Tatsächlich kommen Fredericks Vorräte zum Einsatz, sobald Nüsse und Körner aufgefressen sind und es kalt wird im Gemäuer. Zuerst schickt er den Verwandten die Sonnenstrahlen, indem er die Erinnerung an sie wachruft: "Fühlt ihr schon, wie warm sie sind? Warm, schön und golden?" Prompt wird "den vier kleinen Mäusen schon viel wärmer. Ob das Fredericks Stimme gemacht hatte? Oder war es ein Zauber?" Die Antwort ist ihnen egal, Hauptsache, es geht ihnen gut. Und statt wie im Herbst am Sinn von Fredericks "Erinnerungsarbeit" zu zweifeln, wollen sie das volle Programm:

"Und was ist mit den Farben, Frederik?" fragten sie aufgeregt. "Macht wieder eure Augen zu", sagte Frederick. Und als er von den blauen Kornblumen und roten Mohnblumen im gelben Kornfeld und von grünen Blättern am Beerenbusch erzählte, da sahen sie die Farben so klar und deutlich vor sich, als wären sie aufgemalt in ihren kleinen Mäuseköpfen.

Am Ende wollen die Mäuse die Wörter hören.
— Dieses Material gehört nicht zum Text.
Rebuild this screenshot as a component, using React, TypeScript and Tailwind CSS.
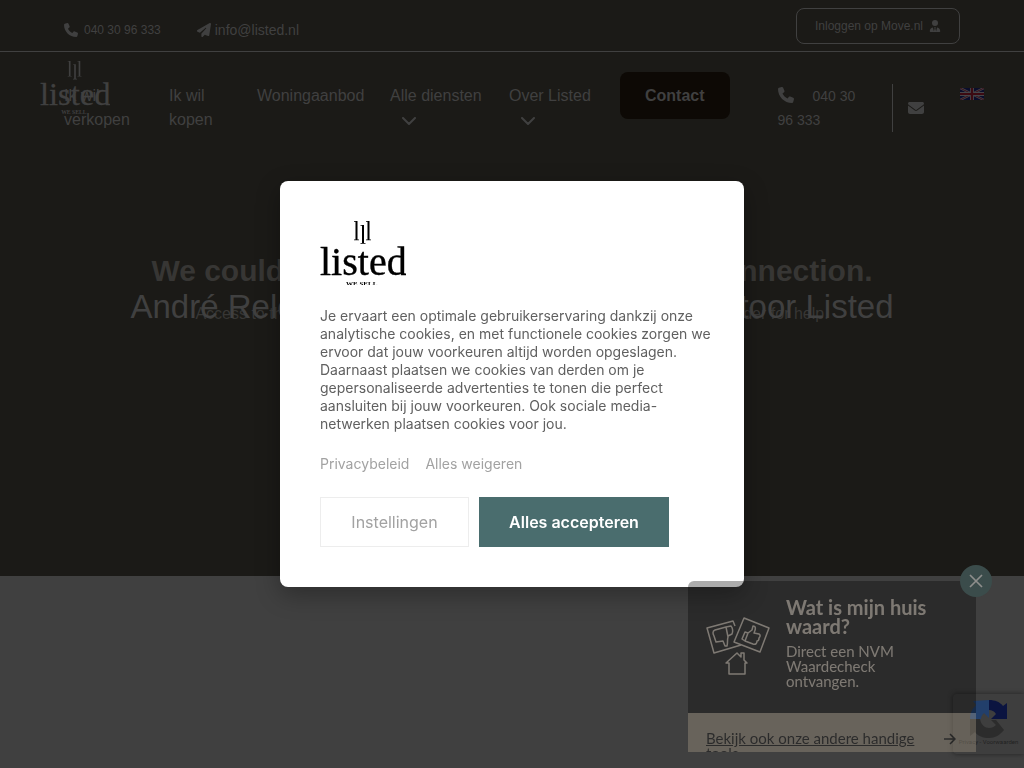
import { clsx } from "clsx";
import { FaEnvelope, FaPaperPlane, FaPhone, FaUserTie } from "react-icons/fa6";

interface LogoProps {
  className?: string;
}

function Logo({ className }: LogoProps) {
  return (
    <svg viewBox="0 0 86 64" className={className} fill="currentColor" role="img">
      <path d="M35 0h2.500v18.500H39v.7h-5v-.7h1.500V.7H34V0zM41.500 4H44v18H45.500v.7h-5V22H42V4.700h-1.500V4zM47 0h2.500v18.500H51v.7h-5v-.7h1.500V.7H46V0z" />
      <text x="0" y="54" fontSize="40" fontFamily="Liberation Serif, serif" stroke="currentColor" strokeWidth="0.400">
        listed
      </text>
      <text x="26" y="65" fontSize="7" fontWeight="700" fontFamily="Liberation Serif, serif">
        WE SELL
      </text>
    </svg>
  );
}

function Flag() {
  return (
    <svg viewBox="0 0 24 12" className="h-3 w-6">
      <path fill="#0a0d2b" d="M0 0h24v12H0z" />
      <path stroke="#45454a" strokeWidth="2.400" d="m0 0 24 12M24 0 0 12" />
      <path stroke="#3c0a12" strokeWidth="0.900" d="m0 0 24 12M24 0 0 12" />
      <path stroke="#45454a" strokeWidth="4" d="M12 0v12M0 6h24" />
      <path stroke="#3c0a12" strokeWidth="2.200" d="M12 0v12M0 6h24" />
    </svg>
  );
}

function ChevronDown() {
  return (
    <svg viewBox="0 0 14 8" className="ml-3 inline h-2 w-3.5" fill="none" stroke="currentColor" strokeWidth="2">
      <path strokeLinecap="round" strokeLinejoin="round" d="m1 1 6 6 6-6" />
    </svg>
  );
}

const navItems = [
  { label: "Ik wil verkopen", width: "w-[105px] pr-8", menu: false },
  { label: "Ik wil kopen", width: "w-[88px] pr-8", menu: false },
  { label: "Woningaanbod", width: "w-[133px]", menu: false },
  { label: "Alle diensten", width: "w-[119px] pr-6", menu: true },
  { label: "Over Listed", width: "w-[111px] pr-6", menu: true },
];

function TopBar() {
  return (
    <div className="flex h-[52px] items-start justify-between border-b border-[#404040] px-16 pt-2">
      <div className="flex gap-9 pt-3 leading-5">
        <a href="tel:0403096333" className="flex items-center gap-1.5 text-xs leading-5">
          <FaPhone className="size-3.5" />
          040 30 96 333
        </a>
        <a href="mailto:info@listed.nl" className="flex items-center gap-1 text-sm leading-5">
          <FaPaperPlane className="size-3.5" />
          info@listed.nl
        </a>
      </div>
      <a
        href="#inloggen"
        className="flex h-9 w-[164px] items-center justify-center gap-1.5 rounded-lg border border-[#404040] text-xs"
      >
        Inloggen op Move.nl
        <FaUserTie className="size-3" />
      </a>
    </div>
  );
}

function Header() {
  return (
    <header>
      <TopBar />
      <div className="relative flex items-start pt-8 pl-16 leading-6">
        <Logo className="absolute top-2 left-10 h-[54px] w-[70px]" />
        <nav className="flex">
          {navItems.map((item) => (
            <a key={item.label} href="#menu" className={clsx("block", item.width)}>
              {item.label}
              {item.menu && (
                <>
                  <br />
                  <ChevronDown />
                </>
              )}
            </a>
          ))}
        </nav>
        <a href="#contact" className="-mt-3 rounded-lg bg-[#0d0905] px-[25px] py-3 leading-[23px] font-bold">
          Contact
        </a>
        <a href="tel:0403096333" className="ml-12 w-[114px] pr-6 text-sm leading-6">
          <FaPhone className="mr-[15px] inline size-4 align-[-2px]" /> 040 30 96 333
        </a>
        <a
          href="mailto:info@listed.nl"
          aria-label="E-mail"
          className="flex h-12 items-center border-l border-[#404040] pl-[15px]"
        >
          <FaEnvelope className="size-4" />
        </a>
        <a href="#en" aria-label="English" className="mt-1 ml-9">
          <Flag />
        </a>
      </div>
    </header>
  );
}

function Hero() {
  return (
    <section className="relative h-[75vh] bg-[#1b1a17]">
      <Header />
      <div className="absolute inset-x-0 top-[252px] text-center text-[#373634]">
        <h2 className="text-[30px] leading-[38px] font-bold">We couldn’t verify the security of your connection.</h2>
        <p className="mt-3 leading-6">
          Access to this content has been restricted. Contact your internet service provider for help.
        </p>
      </div>
      <h1 className="absolute inset-x-0 top-[287px] text-center text-[33px] leading-10">
        André Relou Makelaardij is makelaarskantoor Listed
      </h1>
    </section>
  );
}

function RecaptchaBadge() {
  return (
    <div className="absolute right-0 bottom-3.5 flex h-[60px] w-[71px] flex-col items-center rounded-l-sm bg-[#3e3e3e] pt-1.5 shadow-[0_0_5px_#222]">
      <svg viewBox="0 0 38 38" className="size-[38px]">
        <path fill="#0b1440" d="M19 0c6 0 11 2 14 6l4-3v16H21l5-5c-2-3-4-4-7-4z" />
        <path fill="#223f6b" d="M19 0v18l-5-5c-2 2-3 4-3 6H0c0-6 2-10 6-14L3 1z" />
        <path fill="#2c2c2c" d="M0 19h10c1 6 5 9 9 9 3 0 5-1 7-3l-5-5h5l8 10c-4 5-9 8-15 8-6 0-11-2-14-6l-5 4z" />
      </svg>
      <span className="font-['Roboto',sans-serif] text-[6px] leading-2 text-[#222]">Privacy - Voorwaarden</span>
    </div>
  );
}

function HouseIcon() {
  return (
    <svg
      viewBox="0 0 64 58"
      className="h-[58px] w-16"
      fill="none"
      stroke="currentColor"
      strokeWidth="1.500"
      strokeLinejoin="round"
    >
      <path d="m29 9-2-5L1 11l7 25 27-8" />
      <path d="m38 1 25 10-9 24-26-10z" />
      <path d="M20 10 9 13c-3 1-2 4-1 6l2 6 7-1 2 5h2c1-3 0-6 1-9l-2-10zM20 10l5-1c2 2 2 6 1 8l-4 2" />
      <path d="m39 15 3 1-3 8-3-2zM42 16l4-3 1-4c3 0 3 3 1 7l5 1c2 1 1 3 0 4 0 1 0 3-2 3 0 2-1 4-4 3l-8-3" />
      <path d="M23 46h-3l11-10 4 4v-4h3v7l3 3h-2v11H23z" />
    </svg>
  );
}

function ValueWidget() {
  return (
    <aside className="fixed right-12 bottom-4 z-20 w-72 font-['Lato',sans-serif]">
      <div className="h-[171px] overflow-hidden rounded-t-md text-[#fff0dd] opacity-[0.325]">
        <div className="flex h-[132px] items-start gap-4 bg-black px-[18px]">
          <div className="pt-9">
            <HouseIcon />
          </div>
          <div className="flex-1 pt-[17px]">
            <h3 className="text-xl leading-[19px] font-bold">Wat is mijn huis waard?</h3>
            <p className="mt-2 w-32 text-[15px] leading-[15px]">Direct een NVM Waardecheck ontvangen.</p>
          </div>
        </div>
        <a
          href="#tools"
          className="flex items-start bg-[#bcac94] pt-[18px] pr-5 pl-[18px] text-[15px] leading-[15px] text-black"
        >
          <span className="flex-1 underline">Bekijk ook onze andere handige tools</span>
          <svg viewBox="0 0 12 12" className="mt-0.5 size-3" fill="none" stroke="currentColor" strokeWidth="1.500">
            <path d="M0 6h11M6 1l5 5-5 5" />
          </svg>
        </a>
      </div>
      <button
        type="button"
        aria-label="Sluiten"
        className="absolute -top-4 -right-4 grid size-8 place-items-center rounded-full bg-[#3b4c4b] text-[#8e8e8c]"
      >
        <svg viewBox="0 0 14 14" className="size-3.5" stroke="currentColor" strokeWidth="1.700">
          <path d="m1 1 12 12M13 1 1 13" />
        </svg>
      </button>
    </aside>
  );
}

function CookieDialog() {
  return (
    <div className="fixed inset-0 z-10 grid place-items-center font-['Inter',sans-serif]">
      <div
        role="dialog"
        aria-label="Cookies"
        className="w-[464px] rounded-lg bg-white p-10 shadow-[0_8px_24px_rgba(0,0,0,0.3)]"
      >
        <Logo className="h-16 w-[86px] text-black" />
        <p className="mt-[22px] -mr-4 text-sm leading-[18px] text-[#606060]">
          Je ervaart een optimale gebruikerservaring dankzij onze analytische cookies, en met functionele cookies
          zorgen we ervoor dat jouw voorkeuren altijd worden opgeslagen. Daarnaast plaatsen we cookies van derden om je
          gepersonaliseerde advertenties te tonen die perfect aansluiten bij jouw voorkeuren. Ook sociale
          media-netwerken plaatsen cookies voor jou.
        </p>
        <div className="mt-[22px] flex gap-4 text-sm leading-[18px] text-[#a2a2a2]">
          <a href="#privacy">Privacybeleid</a>
          <a href="#weigeren">Alles weigeren</a>
        </div>
        <div className="mt-6 flex gap-2.5">
          <button type="button" className="h-[50px] w-[149px] border border-[#ededed] text-[#a2a2a2]">
            Instellingen
          </button>
          <button type="button" className="h-[50px] w-[190px] bg-[#4a6d6e] font-semibold text-white">
            Alles accepteren
          </button>
        </div>
      </div>
    </div>
  );
}

export default function App() {
  return (
    <main className="relative min-h-screen bg-[#404040] font-['Liberation_Sans',sans-serif] text-base text-[#404040]">
      <Hero />
      <RecaptchaBadge />
      <CookieDialog />
      <ValueWidget />
    </main>
  );
}
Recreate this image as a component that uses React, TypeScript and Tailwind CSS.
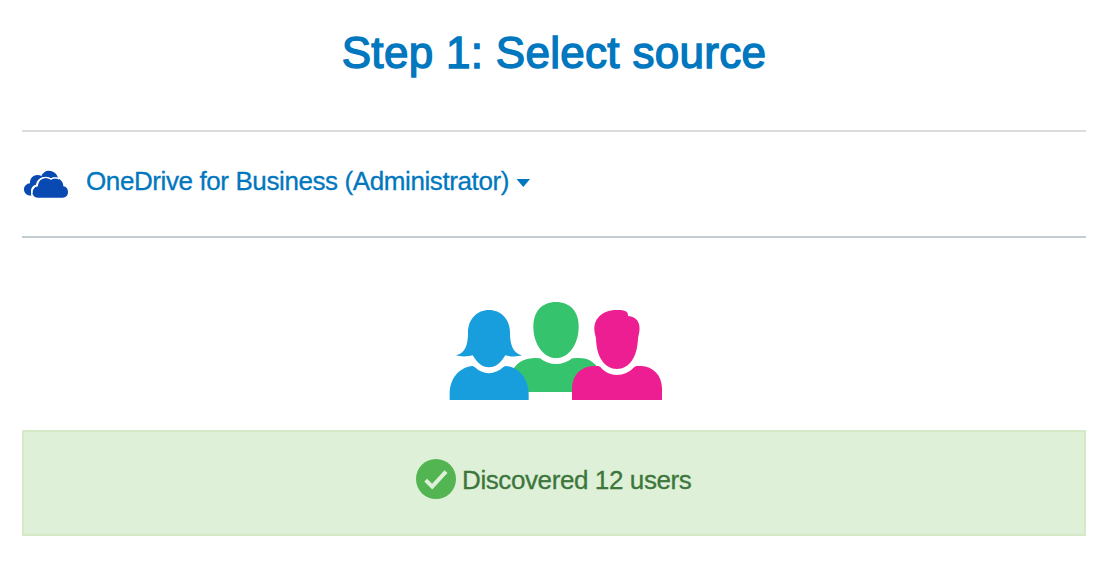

Doch was sie präsentiert bekommen, sind nicht nur einzelne Wörter, sondern regelrechte Gedichte.

Als Frederick aufgehört hatte, klatschten alle und riefen: "Frederick, du bist ja ein Dichter!" Frederick wurde rot, verbeugte sich und sagte bescheiden: "Ich weiß es - ihr lieben Mäusegesichter!"

Im besten Fall also verwandelt sich die Beschreibung, Reinszenierung, Beschwörung und Manipulation des Erinnerten zu Poesie. Und da auch bei uns der Winter naht und bei jedem mal der Strom ausfallen kann, wäre es vielleicht gar nicht so schlecht, sich schon mal zu üben in der Kunst der Nacherzählung.